Stored data »
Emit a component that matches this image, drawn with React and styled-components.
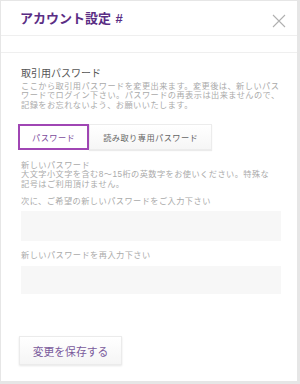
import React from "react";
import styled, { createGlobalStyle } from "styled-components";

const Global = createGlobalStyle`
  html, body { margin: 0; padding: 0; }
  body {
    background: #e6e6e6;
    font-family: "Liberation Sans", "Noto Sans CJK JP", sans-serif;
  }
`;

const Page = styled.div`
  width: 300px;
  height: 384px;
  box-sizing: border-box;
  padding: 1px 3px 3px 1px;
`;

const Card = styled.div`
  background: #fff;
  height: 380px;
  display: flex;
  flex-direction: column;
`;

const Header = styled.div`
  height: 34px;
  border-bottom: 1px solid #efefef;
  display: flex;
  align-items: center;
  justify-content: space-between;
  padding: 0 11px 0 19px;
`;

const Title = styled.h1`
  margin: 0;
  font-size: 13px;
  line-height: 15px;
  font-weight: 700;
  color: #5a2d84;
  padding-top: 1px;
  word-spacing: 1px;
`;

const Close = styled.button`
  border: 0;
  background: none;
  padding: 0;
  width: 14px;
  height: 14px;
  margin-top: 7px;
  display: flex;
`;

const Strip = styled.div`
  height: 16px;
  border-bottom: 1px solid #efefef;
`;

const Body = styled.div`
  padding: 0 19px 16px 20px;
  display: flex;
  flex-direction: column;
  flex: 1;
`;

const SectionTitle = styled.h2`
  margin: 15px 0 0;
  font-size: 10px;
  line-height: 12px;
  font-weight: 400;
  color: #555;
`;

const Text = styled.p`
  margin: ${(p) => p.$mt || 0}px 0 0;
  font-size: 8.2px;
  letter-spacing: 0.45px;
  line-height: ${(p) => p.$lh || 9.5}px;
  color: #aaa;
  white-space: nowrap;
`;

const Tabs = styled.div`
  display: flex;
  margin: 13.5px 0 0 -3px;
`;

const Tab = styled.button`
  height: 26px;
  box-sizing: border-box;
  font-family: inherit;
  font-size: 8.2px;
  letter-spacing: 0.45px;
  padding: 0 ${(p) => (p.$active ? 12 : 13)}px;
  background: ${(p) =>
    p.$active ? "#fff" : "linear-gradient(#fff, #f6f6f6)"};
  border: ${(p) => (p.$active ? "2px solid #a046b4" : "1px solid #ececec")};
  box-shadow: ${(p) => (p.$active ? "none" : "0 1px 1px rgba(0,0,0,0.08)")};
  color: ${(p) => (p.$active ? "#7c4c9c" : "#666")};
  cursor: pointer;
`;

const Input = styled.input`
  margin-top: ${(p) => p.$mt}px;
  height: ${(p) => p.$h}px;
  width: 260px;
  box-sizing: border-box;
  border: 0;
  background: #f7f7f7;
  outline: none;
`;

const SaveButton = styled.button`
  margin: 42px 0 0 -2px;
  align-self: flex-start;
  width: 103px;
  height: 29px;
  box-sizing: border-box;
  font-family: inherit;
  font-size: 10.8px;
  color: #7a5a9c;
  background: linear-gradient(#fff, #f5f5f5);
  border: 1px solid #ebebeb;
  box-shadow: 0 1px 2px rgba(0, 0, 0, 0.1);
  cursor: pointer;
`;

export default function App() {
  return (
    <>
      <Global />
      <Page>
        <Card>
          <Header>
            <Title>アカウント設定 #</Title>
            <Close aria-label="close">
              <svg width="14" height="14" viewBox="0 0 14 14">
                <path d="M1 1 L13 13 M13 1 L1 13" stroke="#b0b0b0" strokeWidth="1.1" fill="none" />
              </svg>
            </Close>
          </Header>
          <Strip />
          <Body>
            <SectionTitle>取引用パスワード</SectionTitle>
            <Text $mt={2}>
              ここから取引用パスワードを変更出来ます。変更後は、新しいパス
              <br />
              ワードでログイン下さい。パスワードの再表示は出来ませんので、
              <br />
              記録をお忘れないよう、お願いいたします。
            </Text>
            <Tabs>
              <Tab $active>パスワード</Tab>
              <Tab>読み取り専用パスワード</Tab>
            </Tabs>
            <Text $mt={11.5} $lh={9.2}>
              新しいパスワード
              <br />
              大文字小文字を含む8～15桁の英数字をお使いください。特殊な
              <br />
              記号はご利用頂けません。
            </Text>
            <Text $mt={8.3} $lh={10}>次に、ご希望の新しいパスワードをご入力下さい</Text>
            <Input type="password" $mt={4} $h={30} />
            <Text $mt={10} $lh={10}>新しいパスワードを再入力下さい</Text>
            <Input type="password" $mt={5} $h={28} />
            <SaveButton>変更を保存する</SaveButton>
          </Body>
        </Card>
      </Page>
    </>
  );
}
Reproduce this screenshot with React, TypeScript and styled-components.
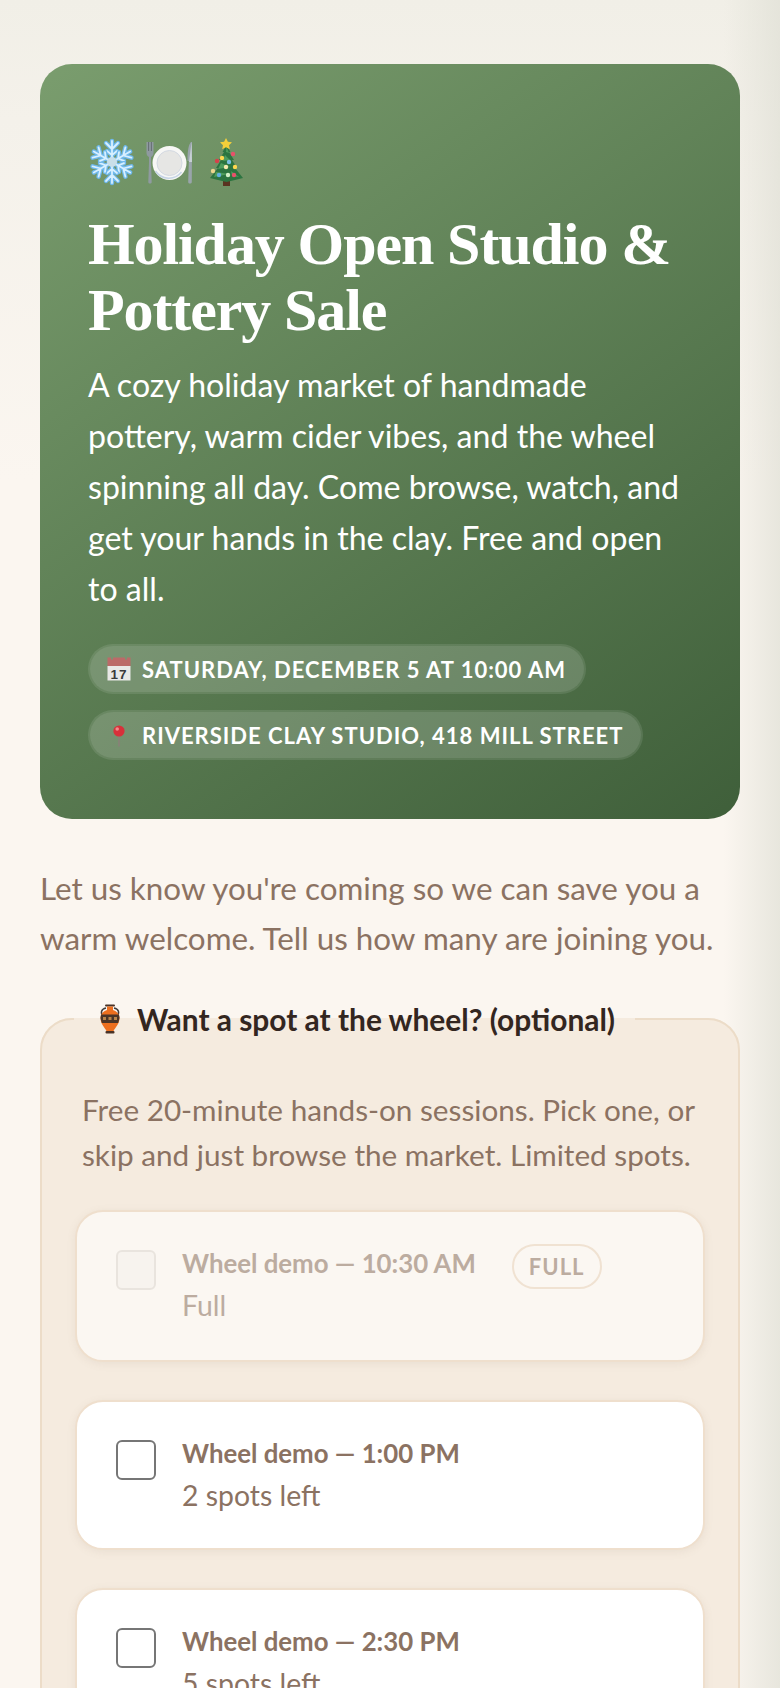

Short problem » Restate the data above exactly, stripping out each image.

Exercise response »
Emit a component that matches this image, drawn with React and styled-components.
import React from "react";
import styled, { createGlobalStyle } from "styled-components";

const Global = createGlobalStyle`
  html, body { margin: 0; padding: 0; }
  body {
    background: #e6e6e6;
    font-family: "Liberation Sans", "Noto Sans CJK JP", sans-serif;
  }
`;

const Page = styled.div`
  width: 300px;
  height: 384px;
  box-sizing: border-box;
  padding: 1px 3px 3px 1px;
`;

const Card = styled.div`
  background: #fff;
  height: 380px;
  display: flex;
  flex-direction: column;
`;

const Header = styled.div`
  height: 34px;
  border-bottom: 1px solid #efefef;
  display: flex;
  align-items: center;
  justify-content: space-between;
  padding: 0 11px 0 19px;
`;

const Title = styled.h1`
  margin: 0;
  font-size: 13px;
  line-height: 15px;
  font-weight: 700;
  color: #5a2d84;
  padding-top: 1px;
  word-spacing: 1px;
`;

const Close = styled.button`
  border: 0;
  background: none;
  padding: 0;
  width: 14px;
  height: 14px;
  margin-top: 7px;
  display: flex;
`;

const Strip = styled.div`
  height: 16px;
  border-bottom: 1px solid #efefef;
`;

const Body = styled.div`
  padding: 0 19px 16px 20px;
  display: flex;
  flex-direction: column;
  flex: 1;
`;

const SectionTitle = styled.h2`
  margin: 15px 0 0;
  font-size: 10px;
  line-height: 12px;
  font-weight: 400;
  color: #555;
`;

const Text = styled.p`
  margin: ${(p) => p.$mt || 0}px 0 0;
  font-size: 8.2px;
  letter-spacing: 0.45px;
  line-height: ${(p) => p.$lh || 9.5}px;
  color: #aaa;
  white-space: nowrap;
`;

const Tabs = styled.div`
  display: flex;
  margin: 13.5px 0 0 -3px;
`;

const Tab = styled.button`
  height: 26px;
  box-sizing: border-box;
  font-family: inherit;
  font-size: 8.2px;
  letter-spacing: 0.45px;
  padding: 0 ${(p) => (p.$active ? 12 : 13)}px;
  background: ${(p) =>
    p.$active ? "#fff" : "linear-gradient(#fff, #f6f6f6)"};
  border: ${(p) => (p.$active ? "2px solid #a046b4" : "1px solid #ececec")};
  box-shadow: ${(p) => (p.$active ? "none" : "0 1px 1px rgba(0,0,0,0.08)")};
  color: ${(p) => (p.$active ? "#7c4c9c" : "#666")};
  cursor: pointer;
`;

const Input = styled.input`
  margin-top: ${(p) => p.$mt}px;
  height: ${(p) => p.$h}px;
  width: 260px;
  box-sizing: border-box;
  border: 0;
  background: #f7f7f7;
  outline: none;
`;

const SaveButton = styled.button`
  margin: 42px 0 0 -2px;
  align-self: flex-start;
  width: 103px;
  height: 29px;
  box-sizing: border-box;
  font-family: inherit;
  font-size: 10.8px;
  color: #7a5a9c;
  background: linear-gradient(#fff, #f5f5f5);
  border: 1px solid #ebebeb;
  box-shadow: 0 1px 2px rgba(0, 0, 0, 0.1);
  cursor: pointer;
`;

export default function App() {
  return (
    <>
      <Global />
      <Page>
        <Card>
          <Header>
            <Title>アカウント設定 #</Title>
            <Close aria-label="close">
              <svg width="14" height="14" viewBox="0 0 14 14">
                <path d="M1 1 L13 13 M13 1 L1 13" stroke="#b0b0b0" strokeWidth="1.1" fill="none" />
              </svg>
            </Close>
          </Header>
          <Strip />
          <Body>
            <SectionTitle>取引用パスワード</SectionTitle>
            <Text $mt={2}>
              ここから取引用パスワードを変更出来ます。変更後は、新しいパス
              <br />
              ワードでログイン下さい。パスワードの再表示は出来ませんので、
              <br />
              記録をお忘れないよう、お願いいたします。
            </Text>
            <Tabs>
              <Tab $active>パスワード</Tab>
              <Tab>読み取り専用パスワード</Tab>
            </Tabs>
            <Text $mt={11.5} $lh={9.2}>
              新しいパスワード
              <br />
              大文字小文字を含む8～15桁の英数字をお使いください。特殊な
              <br />
              記号はご利用頂けません。
            </Text>
            <Text $mt={8.3} $lh={10}>次に、ご希望の新しいパスワードをご入力下さい</Text>
            <Input type="password" $mt={4} $h={30} />
            <Text $mt={10} $lh={10}>新しいパスワードを再入力下さい</Text>
            <Input type="password" $mt={5} $h={28} />
            <SaveButton>変更を保存する</SaveButton>
          </Body>
        </Card>
      </Page>
    </>
  );
}
Reproduce this screenshot with React, TypeScript and styled-components.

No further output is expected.